Electrochemical AFM Study of Surface Films Formed on the HOPG Edge Plane in Propylene Carbonate-Based Electrolytes

Abstract

The effects of film-forming additives in electrolytes on the formation of a surface film on an edge plane pyrolytic graphite electrode in lithium-ion batteries were investigated in propylene carbonate (PC)-based solutions by electrochemical atomic force microscopy (AFM). A film-forming additive-derived surface film is formed when PC is used as a solvent because PC does not participate in the formation of a surface film. A surface film forms at around 1.2 V through the reductive decomposition of additives, such as vinylene carbonate. The precipitate layer can be removed by repeated scanning over 100 times in contact-mode AFM. The number of AFM scans required to remove the precipitate layer formed in PC-based electrolytes was much higher than that needed for ethylene carbonate-based electrolytes containing additives, even though the former was thinner by about 10 nm.
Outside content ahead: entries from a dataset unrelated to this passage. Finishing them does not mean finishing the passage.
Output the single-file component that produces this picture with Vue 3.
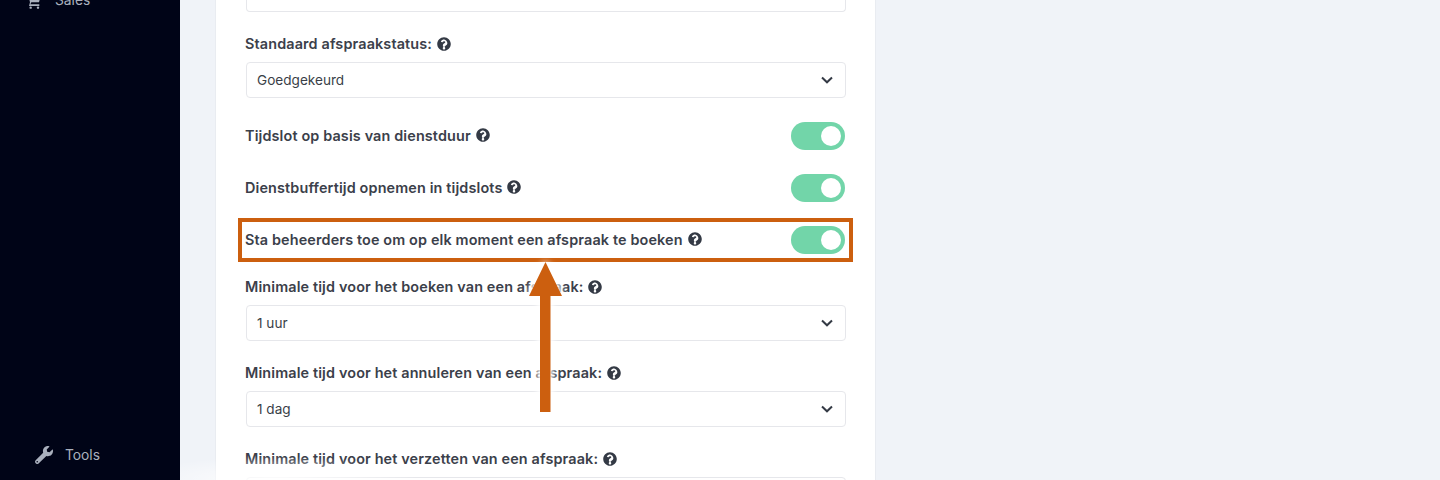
<script setup>
const afterToggles = [
  { label: 'Minimale tijd voor het boeken van een afspraak:', value: '1 uur' },
  { label: 'Minimale tijd voor het annuleren van een afspraak:', value: '1 dag' },
  { label: 'Minimale tijd voor het verzetten van een afspraak:', value: '' }
]
const toggles = [
  'Tijdslot op basis van dienstduur',
  'Dienstbuffertijd opnemen in tijdslots',
  'Sta beheerders toe om op elk moment een afspraak te boeken'
]
const helpPath = 'M504 256c0 137-111 248-248 248S8 393 8 256 119 8 256 8s248 111 248 248zM262.700 90c-54.500 0-89.300 23-116.500 63.800-3.500 5.300-2.400 12.400 2.700 16.300l34.700 26.300c5.200 3.900 12.600 3 16.700-2.100 17.900-22.700 30.100-35.800 57.300-35.800 20.400 0 45.700 13.100 45.700 32.900 0 15-12.400 22.700-32.500 34-23.500 13.200-54.600 29.600-54.600 70.700V340c0 6.600 5.400 12 12 12h56c6.600 0 12-5.400 12-12v-4.600c0-28.400 83-29.600 83-106.400 0-57.900-60-138-116.500-139zM256 368c-25.400 0-46 20.600-46 46s20.600 46 46 46 46-20.600 46-46-20.600-46-46-46z'
</script>

<template>
  <div class="page">
    <aside class="sidebar">
      <div class="nav-item nav-sales">
        <svg class="cart" viewBox="0 0 24 24" aria-hidden="true">
          <path d="M1 2h4l1 3h16l-2.500 9H8L6.600 17H20v2.500H4.500L6 14 3.800 4.500H1z" />
          <circle cx="7" cy="22" r="1.800" />
          <circle cx="18" cy="22" r="1.800" />
        </svg>
        <span>Sales</span>
      </div>
      <div class="nav-item nav-tools">
        <svg class="wrench" viewBox="0 0 512 512" aria-hidden="true">
          <path d="M507.700 109.100c-2.200-9-13.500-12.100-20.100-5.500l-74.400 74.400-67.900-11.300-11.300-67.900 74.400-74.400c6.600-6.600 3.400-17.900-5.700-20.200-47.400-11.700-99.500 1-136.500 38-39.600 39.600-50.600 96.900-33.600 147L19.300 403.500c-25 25-25 65.500 0 90.500 25 25 65.500 25 90.500 0l213.100-213.100c50.200 16.800 107.500 5.800 147.200-33.900 37.100-37 49.800-89.200 37.600-136.900zM64 472c-13.300 0-24-10.700-24-24 0-13.300 10.700-24 24-24s24 10.700 24 24c0 13.300-10.700 24-24 24z" />
        </svg>
        <span>Tools</span>
      </div>
    </aside>

    <main class="content">
      <section class="card">
        <div class="select select-cut"></div>

        <div class="field field-status">
          <label class="label">
            Standaard afspraakstatus:
            <svg class="help" viewBox="0 0 512 512"><path :d="helpPath" fill-rule="evenodd" /></svg>
          </label>
          <div class="select">
            <span>Goedgekeurd</span>
            <svg class="chevron" viewBox="0 0 12 8"><path d="M1 1.500 6 6.300l5-4.800" /></svg>
          </div>
        </div>

        <div class="toggles">
          <div v-for="t in toggles" :key="t" class="toggle-row">
            <span class="label">
              {{ t }}
              <svg class="help" viewBox="0 0 512 512"><path :d="helpPath" fill-rule="evenodd" /></svg>
            </span>
            <span class="toggle"><span class="knob"></span></span>
          </div>
        </div>

        <div class="fields">
          <div v-for="f in afterToggles" :key="f.label" class="field">
            <label class="label">
              {{ f.label }}
              <svg class="help" viewBox="0 0 512 512"><path :d="helpPath" fill-rule="evenodd" /></svg>
            </label>
            <div class="select">
              <span>{{ f.value }}</span>
              <svg class="chevron" viewBox="0 0 12 8"><path d="M1 1.500 6 6.300l5-4.800" /></svg>
            </div>
          </div>
        </div>
      </section>
    </main>

    <div class="highlight"></div>
    <svg class="arrow" viewBox="0 0 33 150" aria-hidden="true">
      <path d="M16.500 0 33 34H21.500v116H11V34H0z" />
    </svg>
    <div class="corner-glow"></div>
  </div>
</template>

<style scoped>
.page {
  position: relative;
  display: flex;
  width: 1440px;
  height: 480px;
  overflow: hidden;
  background: #f0f3f8;
  font-family: Inter, "Noto Sans", sans-serif;
}
.sidebar {
  position: relative;
  flex: 0 0 180px;
  background: #000417;
  color: #a9b0bd;
  font-size: 14px;
}
.nav-item {
  position: absolute;
  display: flex;
  align-items: center;
}
.nav-sales {
  left: 26px;
  top: -10px;
  gap: 13px;
  font-size: 13.8px;
}
.nav-tools {
  left: 35px;
  top: 446px;
  gap: 12px;
  font-size: 13.8px;
}
.cart {
  width: 16px;
  height: 16px;
  margin-top: 3px;
  fill: #a9b0bd;
}
.wrench {
  width: 18px;
  height: 18px;
  fill: #a9b0bd;
}
.content {
  flex: 1;
  padding-left: 35px;
}
.card {
  box-sizing: border-box;
  width: 661px;
  height: 480px;
  padding: 0 29px 0 29px;
  background: #fff;
  border-left: 1px solid #e9ecf1;
  border-right: 1px solid #e9ecf1;
}
.select {
  box-sizing: border-box;
  display: flex;
  align-items: center;
  justify-content: space-between;
  width: 600px;
  height: 36px;
  margin-left: 1px;
  padding: 0 12px 0 10px;
  border: 1px solid #e6e7eb;
  border-radius: 4px;
  background: #fff;
  color: #3a3f48;
  font-size: 13.6px;
}
.select-cut {
  height: 12px;
  border-top: 0;
  border-radius: 0 0 4px 4px;
}
.field-status {
  margin-top: 23px;
}
.label {
  display: flex;
  align-items: center;
  gap: 5px;
  height: 17px;
  margin-bottom: 10px;
  color: #3b404a;
  font-size: 14.4px;
  font-weight: 600;
  letter-spacing: 0.14px;
  white-space: nowrap;
}
.help {
  width: 14px;
  height: 14px;
  fill: #343a45;
}
.chevron {
  width: 12px;
  height: 8px;
  fill: none;
  stroke: #343a45;
  stroke-width: 2;
}
.toggles {
  display: flex;
  flex-direction: column;
  gap: 24px;
  margin-top: 24px;
}
.toggle-row {
  display: flex;
  align-items: center;
  justify-content: space-between;
  height: 28px;
  margin-right: 1px;
}
.toggle-row .label {
  margin: -2px 0 0;
}
.toggle {
  display: flex;
  align-items: center;
  justify-content: flex-end;
  box-sizing: border-box;
  width: 54px;
  height: 28px;
  padding-right: 4px;
  border-radius: 14px;
  background: #72d5a9;
}
.knob {
  width: 20px;
  height: 20px;
  border-radius: 50%;
  background: #fff;
}
.fields {
  display: flex;
  flex-direction: column;
  gap: 23px;
  margin-top: 24px;
}
.highlight {
  position: absolute;
  left: 238px;
  top: 218px;
  box-sizing: border-box;
  width: 615px;
  height: 44px;
  border: 4px solid #cc5f0f;
}
.arrow {
  position: absolute;
  left: 529px;
  top: 262px;
  width: 33px;
  height: 150px;
  fill: #cc5f0f;
  filter: drop-shadow(0 0 3px #fff) drop-shadow(0 0 3px #fff);
}
.corner-glow {
  position: absolute;
  left: 180px;
  bottom: 0;
  width: 240px;
  height: 24px;
  background: radial-gradient(ellipse at 40% 100%, rgba(255, 255, 255, 0.9), rgba(255, 255, 255, 0) 70%);
  pointer-events: none;
}
</style>
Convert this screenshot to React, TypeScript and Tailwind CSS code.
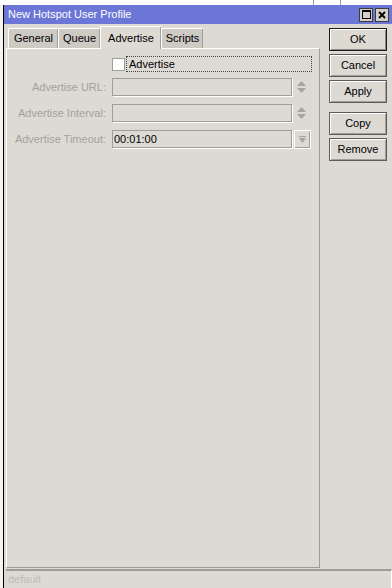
import React from 'react';

const font = { fontFamily: '"Liberation Sans", Arial, sans-serif' };

function Spinner() {
  return (
    <svg width="11" height="14" viewBox="0 0 11 14" className="shrink-0">
      <path d="M5.5 1 L10 6 L1 6 Z" fill="#a6a49f" />
      <path d="M5.5 13 L10 8 L1 8 Z" fill="#a6a49f" />
    </svg>
  );
}

function Field({ label, value, drop }: { label: string; value?: string; drop?: boolean }) {
  return (
    <div className="flex items-center h-[18px]">
      <div className="w-[105px] flex justify-end whitespace-nowrap text-[#a3a19c] pr-[6px]">{label}</div>
      <div
        className={`h-[18px] w-[180px] border border-[#a09e99] shadow-[1px_1px_0_#ffffff] flex items-center pl-[1px] ${
          value ? 'text-black' : ''
        }`}
      >
        {value}
      </div>
      {drop ? (
        <div className="ml-[2px] w-[17px] h-[19px] border border-[#ffffff] shadow-[inset_-1px_-1px_0_#a09e99] flex items-center justify-center">
          <svg width="9" height="9" viewBox="0 0 9 9">
            <rect x="1" y="1" width="7" height="1" fill="#a6a49f" />
            <path d="M1 3 L8 3 L4.5 8 Z" fill="#a6a49f" />
          </svg>
        </div>
      ) : (
        <div className="ml-[4px]">
          <Spinner />
        </div>
      )}
    </div>
  );
}

function Btn({ label, main }: { label: string; main?: boolean }) {
  return (
    <div
      className={`h-[23px] w-[58px] flex items-center justify-center text-black ${
        main
          ? 'border border-[#1a1a1a] shadow-[inset_1px_1px_0_#ffffff,inset_-1px_-1px_0_#8c8a86]'
          : 'border border-[#5c5b58] shadow-[inset_1px_1px_0_#ffffff,inset_-1px_-1px_0_#a09e99]'
      }`}
    >
      {label}
    </div>
  );
}

const tabs = ['General', 'Queue', 'Advertise', 'Scripts'];

export default function App() {
  return (
    <div className="w-[392px] h-[588px] bg-white overflow-hidden flex flex-col text-[11px]" style={font}>
      <div className="h-[5px] flex">
        <div className="w-[313px]" />
        <div className="w-[1px] bg-[#9a9a9a]" />
        <div className="w-[26px]" />
        <div className="w-[1px] bg-[#9a9a9a]" />
      </div>
      <div className="flex flex-1 min-h-0">
        <div className="w-[3px] bg-[#f4f3f0]" />
        <div className="flex-1 flex flex-col border-l border-black bg-[#dddad4]">
          {/* title bar */}
          <div className="h-[19px] bg-[#6b76d6] flex items-center pl-[4px] pr-[3px] text-white">
            <span className="flex-1 text-[11px]">New Hotspot User Profile</span>
            <div className="flex gap-[2px]">
              <div className="w-[14px] h-[14px] bg-[#d4d0c8] border border-[#3c3c3c] flex items-center justify-center">
                <div className="w-[9px] h-[9px] border border-black border-t-2" />
              </div>
              <div className="w-[14px] h-[14px] bg-[#d4d0c8] border border-[#3c3c3c] flex items-center justify-center">
                <svg width="8" height="8" viewBox="0 0 8 8">
                  <path d="M1 1 L7 7 M7 1 L1 7" stroke="#000" strokeWidth="1.8" />
                </svg>
              </div>
            </div>
          </div>
          {/* body */}
          <div className="flex-1 flex flex-col min-h-0">
            <div className="flex flex-1 min-h-0">
              <div className="w-[316px] pl-[2px] flex flex-col">
                <div className="flex items-end h-[24px] pl-[2px] relative z-10">
                  {tabs.map((t) => {
                    const sel = t === 'Advertise';
                    const w = t === 'General' ? 'w-[50px]' : t === 'Queue' ? 'w-[42px]' : t === 'Advertise' ? 'w-[61px]' : 'w-[42px]';
                    return sel ? (
                      <div
                        key={t}
                        className={`${w} h-[23px] -mb-[1px] bg-[#dddad4] border-t border-l border-white shadow-[inset_-1px_0_0_#a09e99] flex items-start justify-center pt-[3px] text-black`}
                      >
                        {t}
                      </div>
                    ) : (
                      <div
                        key={t}
                        className={`${w} h-[20px] bg-[#cdcac4] border-t border-l border-white shadow-[inset_-1px_0_0_#a09e99] flex items-center justify-center text-black`}
                      >
                        {t}
                      </div>
                    );
                  })}
                </div>
                <div className="flex-1 border-t border-l border-white border-r border-b border-r-[#9e9c97] border-b-[#9e9c97] w-[314px] pt-[7px]">
                  <div className="flex items-center h-[16px]">
                    <div className="w-[105px]" />
                    <div className="w-[13px] h-[13px] bg-white border border-[#a09e99]" />
                    <div className="ml-[1px] w-[186px] h-[16px] border border-dotted border-[#444] flex items-center pl-[2px] text-black">
                      Advertise
                    </div>
                  </div>
                  <div className="flex flex-col gap-[8px] mt-[6px]">
                    <Field label="Advertise URL:" />
                    <Field label="Advertise Interval:" />
                    <Field label="Advertise Timeout:" value="00:01:00" drop />
                  </div>
                </div>
              </div>
              <div className="flex-1 flex flex-col pl-[9px] pt-[4px]">
                <div className="flex flex-col gap-[3px]">
                  <Btn label="OK" main />
                  <Btn label="Cancel" />
                  <Btn label="Apply" />
                </div>
                <div className="flex flex-col gap-[3px] mt-[9px]">
                  <Btn label="Copy" />
                  <Btn label="Remove" />
                </div>
              </div>
            </div>
            <div className="h-[19px] mt-[1px] ml-[2px] border-t-2 border-[#9e9c97] border-r border-r-white flex items-center pl-[2px] text-[#bdbbb6]">
              default
            </div>
          </div>
        </div>
      </div>
    </div>
  );
}
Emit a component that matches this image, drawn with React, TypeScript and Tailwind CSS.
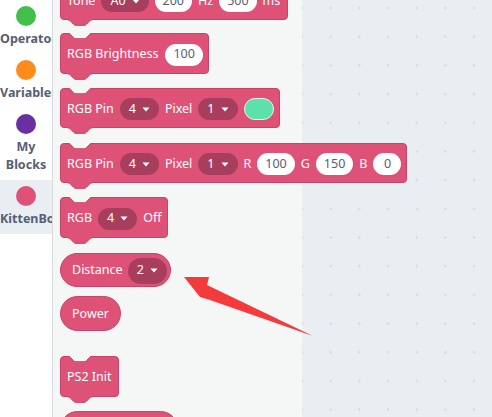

These results indicate that a thin, dense and solid precipitate layer should form in PC-based electrolytes with additives. A very thin surface layer remains on the edge plane after repeated scans by AFM, and is in close contact with it. This remaining surface layer still functions as a protective film in subsequent potential cycles. The thermal stability of the surface film at an elevated temperature was also investigated.